Digital twins for type 1 diabetes (T1D) aim to replicate the physiological responses of individual patients using mathematical models, enabling personalized and adaptive treatment. A critical step in this approach is the twinning procedure, i.e., the estimation of patient-specific parameters that allow the model to accurately mimic glucose-insulin dynamics under varying conditions such as meals, insulin injections, and physical activity.

This thesis investigates and compares multiple advanced inference methodologies for improving the twinning procedure within a state-of-the-art digital twin framework tailored for T1D patients. The focus will be on evaluating the effectiveness, robustness, and computational efficiency of the following approaches:

• Maximum a Posteriori (MAP) estimation, which offers a fast and deterministic approach to parameter identification by optimizing the posterior distribution.

• Markov Chain Monte Carlo (MCMC) methods, which provide asymptotically exact samples from the posterior and allow full uncertainty quantification, albeit at higher computational cost.

• Simulation-Based Inference (SBI) techniques, including likelihood-free methods that leverage forward simulations and machine learning to approximate the posterior, offering scalability and flexibility.

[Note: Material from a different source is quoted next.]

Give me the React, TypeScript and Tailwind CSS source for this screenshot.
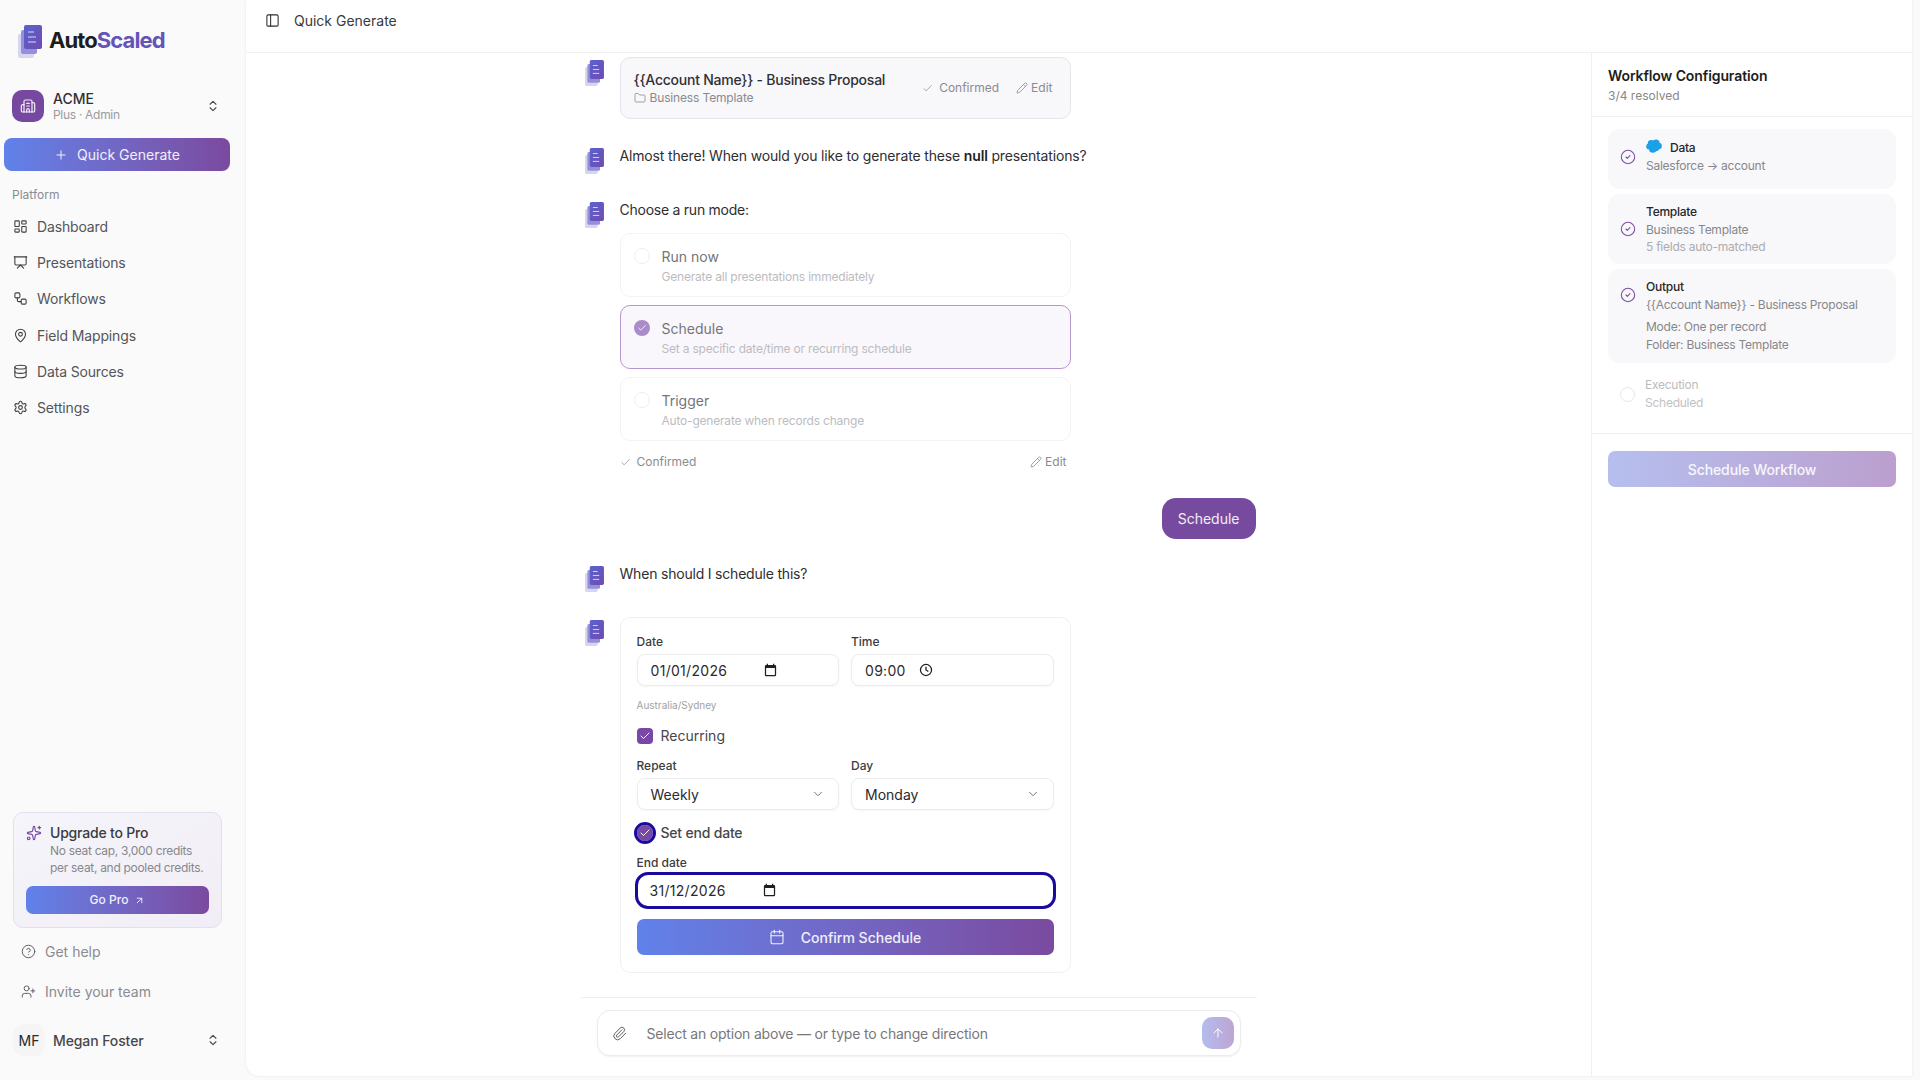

• Liquid Time-Constant Neural Networks (LTC-NN), a recent class of models that use deep learning to capture time-dependent latent dynamics, potentially enabling more expressive and data-driven representations of patient physiology.

The thesis will involve the development and implementation of these methods in a unified experimental pipeline. Performance will be assessed using synthetic data generated from the virtual patient models as well as real-world clinical data where available. Evaluation metrics will include predictive accuracy, convergence diagnostics, uncertainty calibration, and computational efficiency.